Ampio spazio è stato dedicato alla crisi in Medio Oriente. La premier ha definito «un successo» il piano in venti punti promosso dal presidente americano Donald Trump, ringraziando Egitto, Qatar e Turchia per l’impegno diplomatico. «La violazione del cessate il fuoco da parte di Hamas dimostra chi sia il vero nemico dei palestinesi, ma non condividiamo la rappresaglia israeliana», ha affermato. L’Italia, ha proseguito, «è pronta a partecipare a una eventuale forza internazionale di stabilizzazione e a sostenere l’Autorità nazionale palestinese nell’addestramento delle forze di polizia». Quanto al riconoscimento dello Stato di Palestina, Meloni ha chiarito che «Hamas deve accettare di non avere alcun ruolo nella governance transitoria e deve essere disarmato. Il governo è pronto ad agire di conseguenza quando queste condizioni si saranno materializzate». In quest’ottica, ha aggiunto, sarà «opportuno un passaggio parlamentare» per definire i dettagli del contributo italiano alla pace.

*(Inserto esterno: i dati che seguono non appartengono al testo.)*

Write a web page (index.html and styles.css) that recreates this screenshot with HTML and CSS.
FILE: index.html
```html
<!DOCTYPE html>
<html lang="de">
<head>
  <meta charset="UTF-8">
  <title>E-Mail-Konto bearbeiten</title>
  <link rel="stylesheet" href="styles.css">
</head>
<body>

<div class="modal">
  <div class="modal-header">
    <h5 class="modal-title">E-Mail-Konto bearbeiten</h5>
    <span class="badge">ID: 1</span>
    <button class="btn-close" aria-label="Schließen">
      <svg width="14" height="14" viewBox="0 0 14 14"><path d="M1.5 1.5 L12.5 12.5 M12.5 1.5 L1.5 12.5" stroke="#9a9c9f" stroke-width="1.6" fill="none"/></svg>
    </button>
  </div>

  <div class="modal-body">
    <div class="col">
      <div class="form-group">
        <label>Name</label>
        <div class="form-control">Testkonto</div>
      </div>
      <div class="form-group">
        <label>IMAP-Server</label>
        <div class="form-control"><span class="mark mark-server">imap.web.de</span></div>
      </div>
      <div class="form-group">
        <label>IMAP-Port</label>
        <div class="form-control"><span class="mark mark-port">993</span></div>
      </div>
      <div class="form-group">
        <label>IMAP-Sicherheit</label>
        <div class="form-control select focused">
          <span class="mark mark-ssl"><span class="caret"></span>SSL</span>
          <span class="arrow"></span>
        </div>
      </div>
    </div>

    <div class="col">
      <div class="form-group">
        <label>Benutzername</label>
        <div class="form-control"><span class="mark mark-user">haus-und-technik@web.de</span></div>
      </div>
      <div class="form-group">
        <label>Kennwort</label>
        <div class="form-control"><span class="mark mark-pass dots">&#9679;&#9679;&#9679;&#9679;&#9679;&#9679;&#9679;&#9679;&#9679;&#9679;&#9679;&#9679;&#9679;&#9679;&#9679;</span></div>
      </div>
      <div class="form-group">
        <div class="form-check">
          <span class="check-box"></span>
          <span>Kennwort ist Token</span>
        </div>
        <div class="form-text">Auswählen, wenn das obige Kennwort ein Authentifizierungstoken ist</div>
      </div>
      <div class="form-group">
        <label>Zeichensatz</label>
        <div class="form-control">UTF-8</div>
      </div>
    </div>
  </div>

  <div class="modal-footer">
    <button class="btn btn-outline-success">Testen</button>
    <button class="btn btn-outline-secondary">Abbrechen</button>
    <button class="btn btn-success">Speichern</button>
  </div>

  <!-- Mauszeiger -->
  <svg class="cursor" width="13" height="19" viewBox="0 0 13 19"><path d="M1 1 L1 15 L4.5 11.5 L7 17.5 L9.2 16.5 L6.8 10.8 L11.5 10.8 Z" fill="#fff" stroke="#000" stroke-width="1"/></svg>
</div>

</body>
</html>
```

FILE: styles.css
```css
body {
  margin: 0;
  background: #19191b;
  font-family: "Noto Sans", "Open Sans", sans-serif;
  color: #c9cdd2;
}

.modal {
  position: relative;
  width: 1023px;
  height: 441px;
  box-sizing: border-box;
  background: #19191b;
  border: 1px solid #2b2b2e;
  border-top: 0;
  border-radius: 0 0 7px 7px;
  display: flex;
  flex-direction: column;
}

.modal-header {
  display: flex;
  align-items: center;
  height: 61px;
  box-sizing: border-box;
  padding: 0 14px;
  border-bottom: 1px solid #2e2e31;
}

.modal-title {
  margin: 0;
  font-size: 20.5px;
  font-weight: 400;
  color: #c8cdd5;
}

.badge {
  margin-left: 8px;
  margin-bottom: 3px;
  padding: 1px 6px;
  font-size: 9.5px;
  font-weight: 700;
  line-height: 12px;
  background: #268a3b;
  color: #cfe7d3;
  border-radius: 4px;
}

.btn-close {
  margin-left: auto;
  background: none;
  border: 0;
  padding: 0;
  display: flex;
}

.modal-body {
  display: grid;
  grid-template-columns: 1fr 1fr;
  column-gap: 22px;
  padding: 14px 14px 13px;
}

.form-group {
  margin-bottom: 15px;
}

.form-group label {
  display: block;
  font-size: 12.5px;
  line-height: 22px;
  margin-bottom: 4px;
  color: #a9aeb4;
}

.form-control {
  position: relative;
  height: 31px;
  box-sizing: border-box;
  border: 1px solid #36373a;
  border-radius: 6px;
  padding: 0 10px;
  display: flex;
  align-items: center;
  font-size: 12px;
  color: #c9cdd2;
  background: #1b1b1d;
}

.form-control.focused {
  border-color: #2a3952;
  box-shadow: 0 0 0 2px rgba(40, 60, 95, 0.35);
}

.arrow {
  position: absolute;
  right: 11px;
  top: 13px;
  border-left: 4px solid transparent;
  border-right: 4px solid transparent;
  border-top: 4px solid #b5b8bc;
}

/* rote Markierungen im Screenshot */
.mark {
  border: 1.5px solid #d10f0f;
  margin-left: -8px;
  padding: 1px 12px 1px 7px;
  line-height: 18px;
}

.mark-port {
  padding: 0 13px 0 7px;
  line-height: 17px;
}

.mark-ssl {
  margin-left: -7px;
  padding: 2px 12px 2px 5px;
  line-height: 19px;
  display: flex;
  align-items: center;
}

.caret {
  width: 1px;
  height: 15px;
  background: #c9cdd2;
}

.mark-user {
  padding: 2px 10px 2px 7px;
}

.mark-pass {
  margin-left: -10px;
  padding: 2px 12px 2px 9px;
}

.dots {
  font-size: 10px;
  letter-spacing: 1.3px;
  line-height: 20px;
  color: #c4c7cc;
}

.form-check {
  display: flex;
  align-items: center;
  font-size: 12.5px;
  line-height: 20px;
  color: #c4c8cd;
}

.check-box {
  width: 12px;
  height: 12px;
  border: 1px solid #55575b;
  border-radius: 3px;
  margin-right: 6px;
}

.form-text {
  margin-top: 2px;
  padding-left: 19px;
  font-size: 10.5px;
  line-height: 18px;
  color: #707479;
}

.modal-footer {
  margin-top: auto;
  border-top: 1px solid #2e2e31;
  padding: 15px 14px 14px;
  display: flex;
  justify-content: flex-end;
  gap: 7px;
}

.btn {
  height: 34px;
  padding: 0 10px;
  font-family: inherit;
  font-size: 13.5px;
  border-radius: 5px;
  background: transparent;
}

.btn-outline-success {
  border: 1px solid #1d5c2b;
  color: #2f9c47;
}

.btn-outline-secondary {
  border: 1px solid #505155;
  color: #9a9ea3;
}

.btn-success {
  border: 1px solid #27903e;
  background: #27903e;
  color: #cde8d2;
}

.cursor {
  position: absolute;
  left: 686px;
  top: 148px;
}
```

Sul piano economico e della difesa, la premier ha ribadito la richiesta di «rendere permanente la flessibilità del Patto di stabilità e crescita» per gli investimenti militari, sottolineando che «il rafforzamento della difesa europea richiede soluzioni finanziarie più ambiziose». Ha poi rivendicato i recenti riconoscimenti del Fondo monetario internazionale e delle agenzie di rating, affermando che «l’Italia torna in Serie A» e «si presenta in Europa forte di una stabilità politica rara nella storia repubblicana».
Nel passaggio ambientale, Meloni ha annunciato che l’Italia «non potrà sostenere la proposta di revisione della legge sul clima europeo» se non accompagnata da «un vero cambio di approccio». Ha definito «ideologico e irragionevole» un metodo che «pone obiettivi insostenibili e rischia di compromettere la credibilità dell’Unione».
Fra i temi che l’Italia porterà in Consiglio, la premier ha citato anche la semplificazione normativa - al centro di una lettera firmata con altri 15 leader europei e indirizzata a Ursula von der Leyen - e le politiche abitative, «a fronte del problema crescente dei costi immobiliari, soprattutto per i giovani». In questo ambito, ha ricordato, «il governo sta lavorando con il vicepresidente Salvini a un piano casa a prezzi calmierati per le giovani coppie».
Nel giorno del terzo anniversario del suo insediamento, Meloni ha infine rivendicato sui social i risultati del governo e ha concluso in Aula con un messaggio politico: «Finché la maggioranza degli italiani sarà dalla nostra parte, andremo avanti con la testa alta e lo sguardo fiero».